Remote Dataset
Megatron Energon supports the use of remote datasets. Since version >5.2.0, Energon file access is based on Multi Storage Client (MSC). This means you can train or validate with your data right from any storage by simply swapping the dataset path for a so-called MSC URL.
Prerequisites
For using a remote dataset, install energon with one or more of the extras:
s3
aistore
azure-blob-storage
google-cloud-storage
oci
like this:
pip install megatron-energon[s3,oci]
Set up the msc config as described in Multi Storage Client documentation. You can also use the rclone config with msc, as was described prior to 5.2.0.

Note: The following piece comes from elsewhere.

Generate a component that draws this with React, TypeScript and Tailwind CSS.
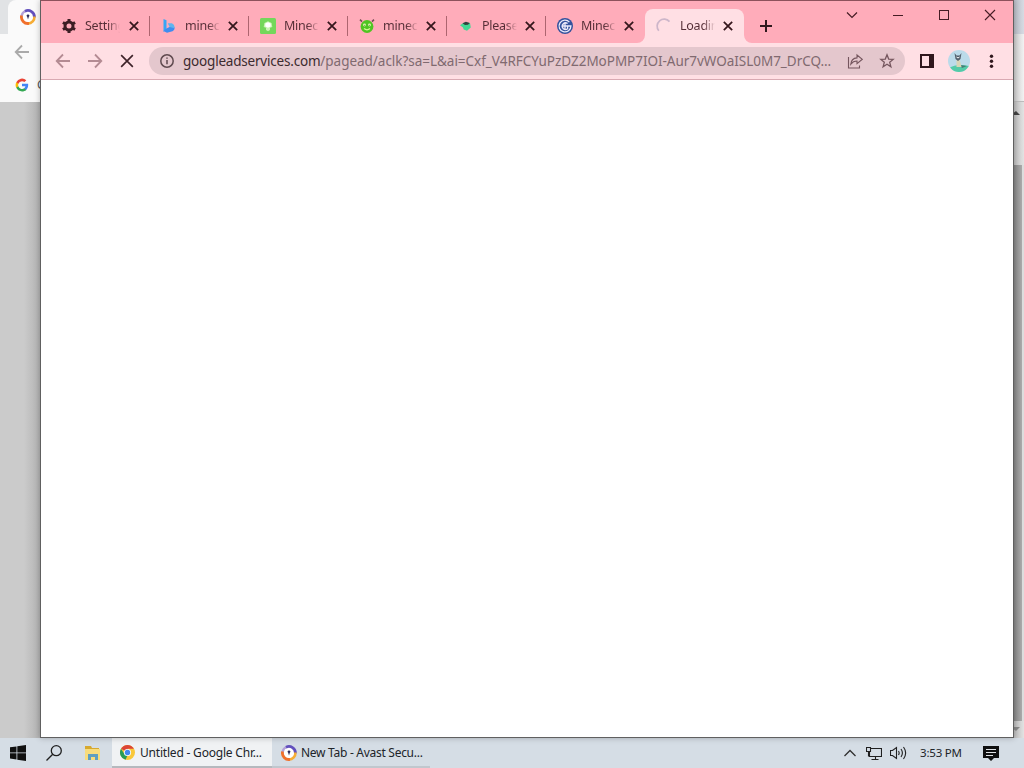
import { ReactNode } from "react";
import { clsx } from "clsx";

type Tab = {
  title: string;
  icon: ReactNode;
  active?: boolean;
  divider?: boolean;
};

function AvastIcon() {
  return (
    <svg className="h-4 w-4 shrink-0" viewBox="0 0 16 16" fill="none">
      <circle cx="8" cy="8" r="5.5" fill="white" />
      <path d="M1.6 7A6.5 6.5 0 0 1 5.5 2" stroke="#b3a0d8" strokeWidth="2.4" />
      <path d="M5 2.2A6.5 6.5 0 0 1 14.4 8.5" stroke="#6250bd" strokeWidth="2.8" />
      <path d="M14.4 7.5A6.5 6.5 0 0 1 8 14.5" stroke="#f6ad35" strokeWidth="2.6" />
      <path d="M9 14.4A6.5 6.5 0 0 1 1.6 6.5" stroke="#f0702c" strokeWidth="2.8" />
      <path d="M8 5.4a1.3 1.3 0 0 1 .8 2.4L8 10.6l-.8-2.8A1.3 1.3 0 0 1 8 5.4Z" fill="#28295c" />
    </svg>
  );
}

function GoogleIcon() {
  return (
    <svg className="h-3.5 w-3.5 shrink-0" viewBox="0 0 24 24">
      <path fill="#4285f4" d="M22.6 12.2c0-.8-.1-1.5-.2-2.2H12v4.3h5.9a5 5 0 0 1-2.2 3.3v2.8h3.6c2.1-2 3.3-4.8 3.3-8.2Z" />
      <path fill="#34a853" d="M12 23c3 0 5.5-1 7.3-2.6l-3.6-2.8a6.6 6.6 0 0 1-9.9-3.5H2.2v2.8A11 11 0 0 0 12 23Z" />
      <path fill="#fbbc05" d="M5.8 14.1a6.6 6.6 0 0 1 0-4.2V7.1H2.2a11 11 0 0 0 0 9.8l3.6-2.8Z" />
      <path fill="#ea4335" d="M12 5.4c1.6 0 3 .6 4.2 1.6l3.2-3.1A11 11 0 0 0 2.2 7.1l3.6 2.8A6.6 6.6 0 0 1 12 5.4Z" />
    </svg>
  );
}

function ArrowIcon({ className }: { className?: string }) {
  return (
    <svg className={clsx("h-4 w-4 shrink-0", className)} viewBox="0 0 16 16" fill="none" stroke="currentColor" strokeWidth="1.8">
      <path d="M15 8H2M8 1.5 1.7 8 8 14.5" />
    </svg>
  );
}

function CrossIcon({ className, strokeWidth }: { className?: string; strokeWidth: number }) {
  return (
    <svg className={clsx("shrink-0", className)} viewBox="0 0 12 12" fill="none" stroke="currentColor" strokeWidth={strokeWidth}>
      <path d="m1 1 10 10M11 1 1 11" />
    </svg>
  );
}

const TABS: Tab[] = [
  {
    title: "Settings",
    divider: true,
    icon: (
      <svg className="h-4 w-4" viewBox="0 0 16 16" fill="none" stroke="#3c1e24">
        <circle cx="8" cy="8" r="4" strokeWidth="3" />
        <path d="M8 1v3M8 12v3M1.9 4.5l2.7 1.5M11.4 10l2.7 1.5M1.9 11.5 4.6 10M11.4 6l2.7-1.5" strokeWidth="3" />
      </svg>
    ),
  },
  {
    title: "minecraft",
    divider: true,
    icon: (
      <svg className="ml-px h-4 w-4" viewBox="0 0 16 16">
        <path d="m2.5 1 3 1.2v9.2L2.5 14Z" fill="#38a6f5" />
        <path d="m2.5 13 3-2.6 5.5-2.6 2.5 1.5c.4 2-.6 3.2-2 4l-5.5 1.5Z" fill="#3f8cf0" />
        <path d="M6.8 5.2h4c1.8.7 3 2.6 2.7 5L8.6 9Z" fill="#5fb4ee" />
      </svg>
    ),
  },
  {
    title: "Minecraft",
    divider: true,
    icon: (
      <svg className="ml-px h-4 w-4" viewBox="0 0 16 16">
        <rect width="16" height="16" rx="1.5" fill="#74d75b" />
        <path d="m8 3.2 3.6 1.7.7 4-2.3.9V12L8 13.2 6 12V9.8l-2.3-.9.7-4Z" fill="#c9f3b2" />
        <path d="m8 4.2 2.7 1.3v3L8 9.8 5.3 8.5v-3Z" fill="#fff" />
      </svg>
    ),
  },
  {
    title: "minecraft",
    divider: true,
    icon: (
      <svg className="ml-px h-4 w-4" viewBox="0 0 16 16">
        <path d="m1 1.6 2 2M15 1.6l-2 2" stroke="#754b55" strokeWidth="1.5" />
        <circle cx="8" cy="8.5" r="6.4" fill="#4fc522" />
        <circle cx="5.5" cy="7" r="1.4" fill="#e4f9b4" />
        <circle cx="10.5" cy="7" r="1.4" fill="#e4f9b4" />
        <circle cx="5.7" cy="7.2" r=".5" fill="#3c7a20" />
        <circle cx="10.3" cy="7.2" r=".5" fill="#3c7a20" />
        <path d="M5 10.6q3 2.4 6 0" fill="none" stroke="#d3f894" strokeWidth="1.3" />
      </svg>
    ),
  },
  {
    title: "Please wait",
    divider: true,
    icon: (
      <svg className="ml-px h-4 w-4" viewBox="0 0 16 16">
        <path d="m2 7.2 3-2 3-.7 4 .5.8 4.5-3.8 3.2-3.3-1.2-.7-2Z" fill="#43d793" />
        <path d="m4.5 5.2 3.4-1.5 3.8 1.3L10 6.7l-3 .2Z" fill="#32413f" />
      </svg>
    ),
  },
  {
    title: "Minecraft",
    icon: (
      <svg className="ml-px h-4 w-4" viewBox="0 0 16 16" fill="none">
        <circle cx="8" cy="8" r="8" fill="#34529d" />
        <path d="M12.4 4.1A5.9 5.9 0 1 0 13.9 8H5.6M10.6 5.6A3.3 3.3 0 1 0 10.6 10.8V8M8 4.6v6.6" stroke="#eceafa" strokeWidth="1.3" />
      </svg>
    ),
  },
  {
    title: "Loading",
    active: true,
    icon: (
      <svg className="ml-px h-4 w-4" viewBox="0 0 16 16" fill="none">
        <path d="M2.8 12.7A7 7 0 0 1 13.5 3.6" stroke="#cdb6ca" strokeWidth="1.7" />
      </svg>
    ),
  },
];

function BrowserTab({ tab }: { tab: Tab }) {
  return (
    <div
      className={clsx(
        "relative flex h-[34px] w-[99px] shrink-0 items-center pl-2.5",
        tab.active && "rounded-t-lg bg-[#ffdfe4]"
      )}
    >
      {tab.icon}
      <span
        className={clsx(
          "ml-2 w-[35px] overflow-hidden whitespace-nowrap bg-linear-to-r from-[#542d35] from-65% bg-clip-text text-[12.5px] leading-5 tracking-[-0.25px] text-transparent",
          tab.active ? "to-[#ffdfe4]" : "to-[#ffacba]"
        )}
      >
        {tab.title}
      </span>
      <CrossIcon className="ml-auto mr-[11px] h-2.5 w-2.5 text-[#35161c]" strokeWidth={2.1} />
      {tab.divider && <i className="absolute right-0 top-[7px] h-5 w-px bg-[#ad6570]" />}
      {tab.active && (
        <>
          <svg className="absolute -left-2 bottom-0 h-2 w-2" viewBox="0 0 8 8">
            <path d="M8 0v8H0a8 8 0 0 0 8-8" fill="#ffdfe4" />
          </svg>
          <svg className="absolute -right-2 bottom-0 h-2 w-2" viewBox="0 0 8 8">
            <path d="M0 0v8h8a8 8 0 0 1-8-8" fill="#ffdfe4" />
          </svg>
        </>
      )}
    </div>
  );
}

function BackgroundWindow() {
  return (
    <div className="flex h-[738px] w-full justify-between bg-[#bbb]">
      <div className="flex w-10 flex-col">
        <div className="h-[34px] bg-[#e1e3e5] pl-2">
          <div className="flex h-full items-center rounded-tl-lg bg-[#fafafa] pl-3">
            <AvastIcon />
          </div>
        </div>
        <div className="flex h-[34px] items-center bg-[#fafafa] pl-3.5 pt-px">
          <ArrowIcon className="text-[#aaa]" />
        </div>
        <div className="flex h-[34px] items-center overflow-hidden bg-[#fafafa] pl-[15px]">
          <GoogleIcon />
          <span className="ml-2 text-[12px] text-[#555]">G</span>
        </div>
        <div className="grow bg-linear-to-r from-[#cbcbcb] from-60% to-[#b2b2b2]" />
      </div>
      <div className="flex w-2.5 flex-col">
        <div className="h-[34px] bg-linear-to-r from-[#b9bcc5] to-[#d7dbe3]" />
        <div className="h-[68px] border-b border-[#bbb] bg-linear-to-r from-[#ccc] to-[#f2f2f2]" />
        <div className="h-[63px] bg-linear-to-r from-[#bebebe] to-[#e3e3e3] pt-2">
          <svg className="h-1.5 w-1.5" viewBox="0 0 6 6"><path d="M-3 5 2 1l4 4Z" fill="#444" /></svg>
        </div>
        <div className="grow border-r-2 border-[#ddd] bg-linear-to-r from-[#888] to-[#aaa]" />
        <div className="h-[17px] bg-linear-to-r from-[#bbb] to-[#e3e3e3] pt-1.5">
          <svg className="h-1.5 w-1.5" viewBox="0 0 6 6"><path d="M-3 0 2 4l4-4Z" fill="#888" /></svg>
        </div>
      </div>
    </div>
  );
}

function WindowControls() {
  return (
    <div className="ml-auto flex h-7 items-center text-[#451c24]">
      <div className="flex w-[46px] justify-center">
        <svg className="h-3 w-3" viewBox="0 0 12 12" fill="none" stroke="currentColor" strokeWidth="1.2"><path d="m1 3.5 5 5 5-5" /></svg>
      </div>
      <div className="flex w-[46px] justify-center"><i className="h-px w-2.5 bg-current" /></div>
      <div className="flex w-[46px] justify-center"><i className="h-2.5 w-2.5 border border-current" /></div>
      <div className="flex w-[46px] justify-center"><CrossIcon className="h-3 w-3" strokeWidth={1.1} /></div>
    </div>
  );
}

function Toolbar() {
  return (
    <div className="flex h-[37px] items-center border-b border-[#d9a9b2] bg-[#ffdfe4] pl-3.5">
      <ArrowIcon className="text-[#b48b93]" />
      <ArrowIcon className="ml-4 rotate-180 text-[#b48b93]" />
      <CrossIcon className="ml-[17px] h-3.5 w-3.5 text-[#3d2228]" strokeWidth={1.4} />
      <div className="ml-[15px] flex h-7 w-[756px] items-center rounded-full bg-[#e4c7cd] pl-[11px] pr-2.5">
        <svg className="h-3.5 w-3.5 shrink-0" viewBox="0 0 14 14" fill="none" stroke="#5f4a4f" strokeWidth="1.5">
          <circle cx="7" cy="7" r="6.2" />
          <path d="M7 6v4.3M7 3.4v1.4" />
        </svg>
        <span className="ml-[9px] w-[650px] whitespace-nowrap pt-px text-[13.5px] tracking-[-0.03px] text-[#806a70]">
          <span className="tracking-[-0.2px] text-[#3c2b2f]">googleadservices.com</span>
          /pagead/aclk?sa=L&amp;ai=Cxf_V4RFCYuPzDZ2MoPMP7IOI-Aur7vWOaISL0M7_DrCQ...
        </span>
        <svg className="ml-[14px] h-4 w-4 shrink-0" viewBox="0 0 16 16" fill="none" stroke="#75565e" strokeWidth="1.1">
          <path d="M1.5 4v11h11v-2.5" />
          <path d="M3.8 11.2c.3-4 2.6-6 6.2-6.3V2l5.3 4.3-5.3 4.3V8c-2.8 0-4.6 1-6.2 3.2Z" />
        </svg>
        <svg className="ml-4 h-4 w-4 shrink-0" viewBox="0 0 16 16" fill="none" stroke="#75565e" strokeWidth="1.3">
          <path d="m8 1.8 1.7 4.3 4.5.3-3.5 2.9 1.2 4.5L8 11.3l-3.9 2.5 1.2-4.5-3.5-2.9 4.5-.3Z" />
        </svg>
      </div>
      <svg className="ml-[15px] h-3.5 w-3.5 shrink-0" viewBox="0 0 14 14">
        <path d="M0 0h14v14H0Zm2 2v10h7V2Z" fill="#30181d" fillRule="evenodd" />
      </svg>
      <svg className="ml-3.5 h-[22px] w-[22px] shrink-0 rounded-full bg-[#bbdbea]" viewBox="0 0 22 22">
        <path d="M1 18q8-5 20-2v6H2Z" fill="#53cba7" />
        <path d="m12 15 7 1-5 2Z" fill="#477b76" />
        <path d="m8.5 10 3-1 2 8h-5Z" fill="#d8d5b5" />
        <path d="m6.5 3 2 2.5h3l2-2.5-1 6-2.5 2-2.5-2Z" fill="#53606d" />
        <path d="m8.5 7 1.5 1 1.5-1" stroke="white" fill="none" />
      </svg>
      <svg className="ml-[13px] h-4 w-4 shrink-0" viewBox="0 0 16 16" fill="#30181d">
        <circle cx="8.5" cy="3.2" r="1.7" /><circle cx="8.5" cy="8.2" r="1.7" /><circle cx="8.5" cy="13.2" r="1.7" />
      </svg>
    </div>
  );
}

function BrowserWindow() {
  return (
    <div className="absolute left-10 top-0 flex h-[738px] w-[974px] flex-col border border-[#606060] border-t-[#8e515c] bg-white shadow-[0_0_6px_rgba(0,0,0,0.25)]">
      <div className="flex h-[42px] bg-[#ffacba] pl-2.5">
        <div className="flex pt-2">
          {TABS.map((tab, i) => (
            <BrowserTab key={i} tab={tab} />
          ))}
        </div>
        <svg className="ml-4 mt-[19px] h-3 w-3" viewBox="0 0 12 12" stroke="#30181d" strokeWidth="2">
          <path d="M6 0v12M0 6h12" />
        </svg>
        <WindowControls />
      </div>
      <Toolbar />
    </div>
  );
}

function Taskbar() {
  return (
    <div className="flex h-[30px] items-center bg-[#d5dde5] text-[12px] text-[#202429]">
      <svg className="ml-2.5 h-4 w-4 shrink-0" viewBox="0 0 16 16" fill="#101010">
        <path d="m0 2.3 6.5-.9v6.1H0ZM7.3 1.3 16 0v7.5H7.3ZM0 8.3h6.5v6.2L0 13.6ZM7.3 8.3H16V16l-8.7-1.3Z" />
      </svg>
      <svg className="ml-5 h-4 w-4 shrink-0" viewBox="0 0 16 16" fill="none" stroke="#202020" strokeWidth="1.3">
        <circle cx="10.3" cy="5.7" r="5" /><path d="m6.7 9.3-6.2 6.2" />
      </svg>
      <svg className="ml-[22px] h-4 w-[17px] shrink-0" viewBox="0 0 17 16">
        <path d="M1 1h6l1 2h7v3H1Z" fill="#d7a92f" />
        <path d="M1 4h15v11H1Z" fill="#f8dc7c" />
        <path d="M4 15V9h10v6h-3v-3H7v3Z" fill="#5f9fc0" />
      </svg>
      <div className="ml-[11px] flex h-full w-[160px] items-center border-b-2 border-[#b5b9be] bg-[#f0f2f4] pl-2 pt-px">
        <svg className="h-[15px] w-[15px] shrink-0" viewBox="0 0 16 16">
          <circle cx="8" cy="8" r="8" fill="#f9c83a" />
          <path d="M8 8 1.1 4A8 8 0 0 1 14.9 4H8Z" fill="#dc4537" />
          <path d="M1.1 4 5 10l3 1-2 4.8A8 8 0 0 1 1.1 4Z" fill="#279b57" />
          <circle cx="8" cy="8" r="3.8" fill="white" /><circle cx="8" cy="8" r="2.9" fill="#4388ed" />
        </svg>
        <span className="ml-[5px] whitespace-nowrap pt-px tracking-[-0.2px]">Untitled - Google Chr...</span>
      </div>
      <div className="flex h-full w-[158px] items-center border-b-2 border-[#c0c7ce] pl-[9px] pt-px">
        <AvastIcon />
        <span className="ml-1 whitespace-nowrap pt-px tracking-[-0.28px]">New Tab - Avast Secu...</span>
      </div>
      <div className="ml-auto flex h-full items-center pr-[25px]">
        <svg className="h-3 w-3" viewBox="0 0 12 12" fill="none" stroke="#303030" strokeWidth="1.3"><path d="m.5 9 5.5-5.5L11.5 9" /></svg>
        <svg className="ml-2.5 h-4 w-4" viewBox="0 0 16 16" fill="none" stroke="#202020" strokeWidth="1.1">
          <path d="M5 3.5h10.5v8H3.5V7M9.5 11.5V14M5.5 14.5h7M.5 2.5h4v4h-4ZM2.5 6.5v5" />
        </svg>
        <svg className="ml-2 h-4 w-[17px]" viewBox="0 0 17 16" fill="none" stroke="#202020" strokeWidth="1.1">
          <path d="M.5 5.5h2l4-3v11l-4-3h-2ZM8.5 6q1.3 2 0 4M11 4q2.8 4 0 8M13.5 2q4.3 6 0 12" />
        </svg>
        <span className="ml-[13px] w-[43px] whitespace-nowrap text-[11.5px] tracking-[-0.2px]">3:53 PM</span>
        <svg className="ml-[20px] h-[17px] w-4" viewBox="0 0 16 17">
          <path d="M0 1h16v12H11l-3 3-3-3H0Z" fill="#101010" />
          <path d="M3 4.5h10M3 7.5h10M3 10.5h7" stroke="#e0e3e6" />
        </svg>
      </div>
    </div>
  );
}

export default function App() {
  return (
    <div className="relative h-[768px] w-[1024px] overflow-hidden font-['Noto_Sans',sans-serif]">
      <BackgroundWindow />
      <BrowserWindow />
      <Taskbar />
    </div>
  );
}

For fast data loading we recommend to activate MSC local caching:
cache:
size: 500G
use_etag: true
eviction_policy:
policy: "fifo"
refresh_interval: 3600
cache_backend:
cache_path: /tmp/msc_cache # prefer to use local NVMe, but Lustre path also works
And point MSC to the config with
export MSC_CONFIG=/path/to/msc_config.yaml
The URL syntax
The syntax is a simple as
msc://CONFIG_NAME/PATH
For example:
msc://coolstore/mainbucket/datasets/somedata
You can use this URL instead of paths to datasets in
Functions like
get_train_dataset
,get_val_dataset
Inside metadataset specifications
As arguments to
energon prepare
orenergon lint
. Note that those may be slow for remote locations.Or as a path to
energon mount
to locally inspect your remote dataset 😎
Example usage:
ds = get_train_dataset(
'msc://coolstore/mainbucket/datasets/somedata',
batch_size=1,
shuffle_buffer_size=100,
max_samples_per_sequence=100,
)